Eckhart Tolle’s A New Earth: Awakening to Your Life’s Purpose has sold several million copies. I suspect it is the biggest single influence on the “spiritual but not religious” trend that is bringing monism to the mainstream.
It deserves its success. It is brilliant: simple, clear, elegant, friendly; and mostly—I find—wise. Unfortunately, woven all through it, there is a terrible error.
A superficial mash-up? No.
Not everyone is as impressed with the book as I am. The usual criticism is that it is a superficial mash-up of spiritual platitudes from many familiar sources. This, I think, is quite wrong—although an understandable mistake.
A New Earth is not superficial at all. Tolle explains core principles and functions from two major spiritual systems. He has thought these through and understood them exceptionally thoroughly. The book is dense: every page has at least one significant idea. There is none of the usual self-help filler.
Tolle’s explanations are simple. I think that it is a good thing, although perhaps it gives the impression that his ideas are light-weight. He goes straight to the heart of the matter, without getting lost in complex concepts. He explicitly does not teach a system, with all the dogmatic beliefs, jargon, history, and rituals that go with those. People are used to the idea that difficult intellectual theories are the mark of profundity; I think that is quite wrong.
It is also not true that A New Earth is a mash-up of many religious traditions. This mistake can be forgiven, because Tolle goes out of his way to make it seem as though it is. For example, he quotes the New Testament once every couple of pages.

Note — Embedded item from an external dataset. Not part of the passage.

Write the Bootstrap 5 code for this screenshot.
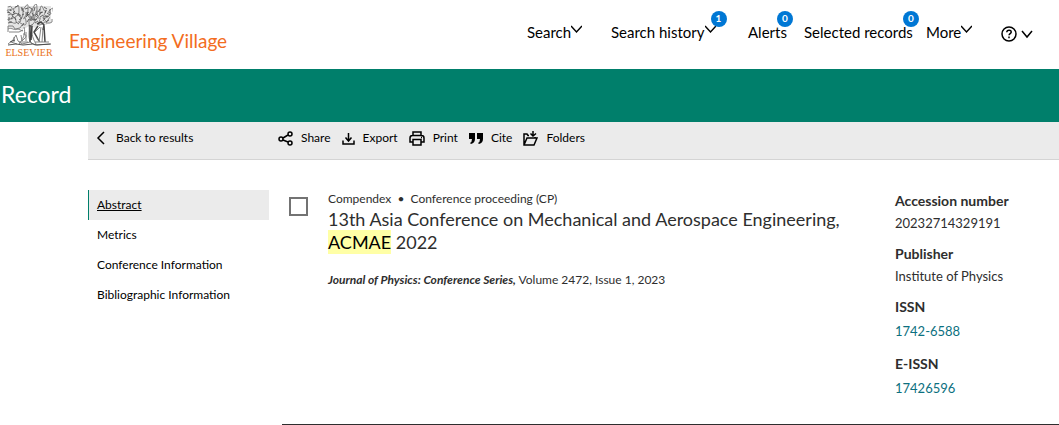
<!DOCTYPE html>
<html lang="en">
<head>
<meta charset="utf-8">
<meta name="viewport" content="width=device-width, initial-scale=1">
<title>Record - Engineering Village</title>
<link href="https://cdn.jsdelivr.net/npm/bootstrap@5.3.0/dist/css/bootstrap.min.css" rel="stylesheet">
<style>
body{font-family:Lato,"Noto Sans",sans-serif;font-size:14px;line-height:22px;color:#2e2e2e;background:#fff}
a,button{color:#000;text-decoration:none}
button{background:none;border:0;padding:0;white-space:nowrap}
svg{flex:none;display:block}
.ic{fill:none;stroke:#000;stroke-width:1.5}
.site-head{min-height:69px}
.publisher{margin-left:5px}
.wordmark{font-family:"Liberation Serif",serif;font-size:10px;line-height:12px;color:#e9711c}
.product{font-size:19px;line-height:26px;color:#f36d21}
.menu-grid{display:grid;grid-template-columns:84px 137px 56px 122px 75px 32px;align-content:start;font-size:15px;line-height:24px;margin-right:26px;padding-top:20px}
.menu-grid a{white-space:nowrap}
.count{position:absolute;top:-9px;left:100%;margin-left:-10px;width:16px;height:16px;border-radius:8px;background:#0077d4;color:#fff;font-size:10px;line-height:15px;font-weight:700;text-align:center}
.hist .count{margin-left:-5px}
.banner{background:#007f6b;height:53px}
.banner h1{font-size:23px;line-height:50px;color:#fff;font-weight:400;padding-left:1px}
.shell{margin-left:88px}
.tools{background:#ebebeb;border-bottom:1px solid #d4d4d4;height:38px;font-size:12px;line-height:32px}
.tools button{height:32px}
.back{width:190px}
.actions{gap:11px}
.panes{padding-top:30px}
.side{width:181px;font-size:12px;flex:none}
.side a{display:block;height:30px;line-height:30px;padding-left:8px;border-left:1px solid transparent}
.side a.current{background:#ebebeb;border-color:#007f6b;text-decoration:underline}
.record{margin-left:13px;border-bottom:1px solid #2e2e2e;padding-bottom:14px}
.pick{appearance:none;width:19px;height:19px;border:2px solid #737373;margin:7px 20px 0 7px;background:#fff;flex:none}
.pick:checked{background:#007f6b}
.kind{font-size:12px;line-height:18px}
.record h2{font-size:18px;line-height:23px;font-weight:400;margin:0}
.hit{background:#ffffa6;color:#000;padding:1px 0}
.source{font-size:12px;line-height:18px;margin-top:17px}
.facts{width:164px;flex:none;font-size:14px}
.facts dt,.facts dd{margin:0;line-height:22px}
.facts dd{padding-bottom:9px;font-size:13px}
.facts a{color:#0c7080}
.facts .linked{padding:2px 0 11px}
</style>
<script src="https://cdn.jsdelivr.net/npm/bootstrap@5.3.0/dist/js/bootstrap.bundle.min.js" defer></script>
</head>
<body>
<header class="site-head d-flex">
  <a href="#" class="publisher d-flex flex-column align-items-center pt-1" aria-label="Elsevier home">
    <svg width="48" height="43" viewBox="0 0 48 43" fill="none" stroke="#777" stroke-width=".9">
      <path fill="#e4e4e4" stroke="none" d="M2 2h44v16l-5 3-6 0-4 3-7-2-5 3-16-1z"/>
      <path d="M3 3q3-2 4 1t-3 2 1 3 4-1 0-4 3-2 2 4-2 4 2 2 4-3-1-4 3-2 3 3-2 4 3 3 4-2-2-4 2-3 4 1 0 4-2 3 3 1 3-4-1-3 3-2 3 3-2 4 3 2 3-4 0-3 3-1 1 5M3 11q3-2 5 1t-3 3 1 3 5-1-1-4 3-2 3 3-2 4 3 2 4-3-2-3 2-3 4 1 0 4-1 3 4 1 2-4-2-3 3-1 4 2-1 4 3 2 3-4-1-3 4-1 0 4-2 3 4 0 2-4"/>
      <path stroke="#555" d="M2 8l3 1M7 11l4-2M6 15l2-3M13 9l2 3M14 16l3-2M19 8l-2-3M21 13l3-3M22 18l2-3M27 9l2 3M28 16l4-1M33 8l2-3M35 13l3-2M38 17l2-3M42 9l3 2M10 3l3-1M24 3l3 2M39 3l3 2M3 19l4-1M11 18l3 2M19 19l-2 3M30 19l3-2"/>
      <path stroke="#444" stroke-width=".8" d="M5 5l1 2M10 7l-2 2M16 3l1 2M20 5l3-1M23 8l-1 3M30 3l-1 4M35 9l3-1M41 6l-1 3M45 5v4M9 13l2 3M17 11l2-1M26 12l1 4M33 12l-2-2M40 12l3 1M44 16l-3 2M4 13v3"/>
      <path d="M3 22h5l2 3 5-1 2-3M3 25c4-2 6 2 10 0l5 2M4 28h10l4-2M3 22v6M19 23c2 7-1 12-5 17M24 21c1 8-2 13 3 19M27 20c-1 8 0 13 4 20"/>
      <path stroke="#444" stroke-width="1.500" d="M25 21v17M27 22l-1 14M32 20l4-2 3 3-1 5M39 22l1 16M33 22l-4 6 5 9"/>
      <path d="M36 23l-2 15M38 24l-1 14M30 28l5-5M31 33l4 5M18 30c3 0 4 2 2 4l-3 3-1-6M21 28v9M3 40l5-4 3-5 2 6 4 3 8-2 5 3 15-1M6 38l6 2M9 33v5M14 38h9M30 38h14"/>
      <path stroke="#444" d="M3 41l8-1 7 1 10-1 4 1 14-1M5 38l5-2"/>
    </svg>
    <span class="wordmark">ELSEVIER</span>
  </a>
  <a href="#" class="product ms-3 pt-1 mt-4 text-nowrap">Engineering Village</a>
  <nav class="menu-grid ms-auto" aria-label="Main">
    <div><a href="#" class="d-inline-flex">Search<svg class="ic mt-1" width="11" height="12"><path d="M0 2l5.500 6 5.500-6"/></svg></a></div>
    <div class="hist"><a href="#" class="d-inline-flex position-relative">Search history<svg class="ic mt-1" width="11" height="12"><path d="M0 2l5.500 6 5.500-6"/></svg><span class="count">1</span></a></div>
    <div><a href="#" class="d-inline-flex position-relative">Alerts<span class="count">0</span></a></div>
    <div><a href="#" class="d-inline-flex position-relative">Selected records<span class="count">0</span></a></div>
    <div><a href="#" class="d-inline-flex">More<svg class="ic mt-1" width="11" height="12"><path d="M0 2l5.500 6 5.500-6"/></svg></a></div>
    <button type="button" class="d-flex align-items-center pt-1" aria-label="Help"><svg class="ic me-1" width="16" height="16"><circle cx="8" cy="8" r="7"/><path d="M5.800 6.300c0-3 4.600-2.700 4.400-.2-.1 1.500-2.100 1.400-2.100 3.100M8 10.500v1.700"/></svg><svg class="ic" width="12" height="12"><path d="M1 3l5 6 5-6"/></svg></button>
  </nav>
</header>
<div class="banner"><h1 class="m-0">Record</h1></div>
<div class="shell">
  <div class="tools d-flex">
    <button type="button" class="back d-flex align-items-center"><svg class="ic me-2 ms-2" width="12" height="14"><path d="M8 1L2 7l6 6"/></svg>Back to results</button>
    <div class="actions d-flex">
    <button type="button" class="d-flex align-items-center gap-2"><svg class="ic" width="15" height="15"><circle cx="3" cy="8" r="2"/><circle cx="12" cy="3" r="2"/><circle cx="12" cy="12" r="2"/><path d="M5 7l5-3M5 9l5 2"/></svg>Share</button>
    <button type="button" class="d-flex align-items-center gap-2"><svg class="ic" width="13" height="15"><path d="M1 9.500V13h11V9.500M6.500 2v8M3.500 6.500l3 3.500 3-3.500"/></svg>Export</button>
    <button type="button" class="d-flex align-items-center gap-2"><svg class="ic" width="16" height="15"><path d="M4 4.500V1h8v3.500M4 11H1V7q0-2.500 2.500-2.500h9Q15 4.500 15 7v4h-3M4 8.500h8V14H4zM12 6.500h1"/></svg>Print</button>
    <button type="button" class="d-flex align-items-center gap-2"><svg width="14" height="13"><path d="M0 1h6v6q0 4-4 5l-1-1q2-1 2-4H0zM8 1h6v6q0 4-4 5l-1-1q2-1 2-4H8z"/></svg>Cite</button>
    <button type="button" class="d-flex align-items-center gap-2"><svg class="ic" width="15" height="16"><path d="M6 5.500H5L4 4H1v11h10l3-7H4L1 15M12 8V7M10 1v5M7.500 3.500L10 6l3-2.500"/></svg>Folders</button>
    </div>
  </div>
  <main class="panes d-flex">
    <nav class="side d-flex flex-column" aria-label="Record sections">
      <a href="#" class="current">Abstract</a><a href="#">Metrics</a><a href="#">Conference Information</a><a href="#">Bibliographic Information</a>
    </nav>
    <article class="record d-flex flex-grow-1">
      <input type="checkbox" class="pick" aria-label="Select record">
      <div class="flex-grow-1">
        <div class="kind">Compendex &nbsp;•&nbsp; Conference proceeding (CP)</div>
        <h2>13th Asia Conference on Mechanical and Aerospace Engineering, <mark class="hit">ACMAE</mark> 2022</h2>
        <p class="source mb-0"><b><i>Journal of Physics: Conference Series,</i></b> Volume 2472, Issue 1, 2023</p>
      </div>
      <dl class="facts mb-0">
        <dt>Accession number</dt><dd>20232714329191</dd>
        <dt>Publisher</dt><dd>Institute of Physics</dd>
        <dt>ISSN</dt><dd class="linked"><a href="#">1742-6588</a></dd>
        <dt>E-ISSN</dt><dd class="linked"><a href="#">17426596</a></dd>
      </dl>
    </article>
  </main>
</div>
</body>
</html>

That is, I think, a deliberate misdirection. I can find no meaningful influence of Christianity in the book. Tolle probably put the Bible stuff in to reassure culturally-Christian readers that he’s not a Satanist or foreigner or something.1
I see only two significant sources for Tolle’s ideas. One is Buddhism, which is dominant, and which Tolle often explains magnificently.2
The other is monist eternalism, which he probably got from German Idealist philosophy (although Advaita Hinduism might also be a source).3 Monist eternalism is maybe a quarter of the book. It is what I called the “terrible error woven all through.”
Selling Oneness
Monist eternalism seems like it ought to be hard to sell. One of its core claims is:
You think you are Tyler Smith, 27 years old, gay, a web designer, living with your boyfriend in a one-bedroom apartment in Seattle. But you are wrong. Really, you are the entire universe. Also, you are God.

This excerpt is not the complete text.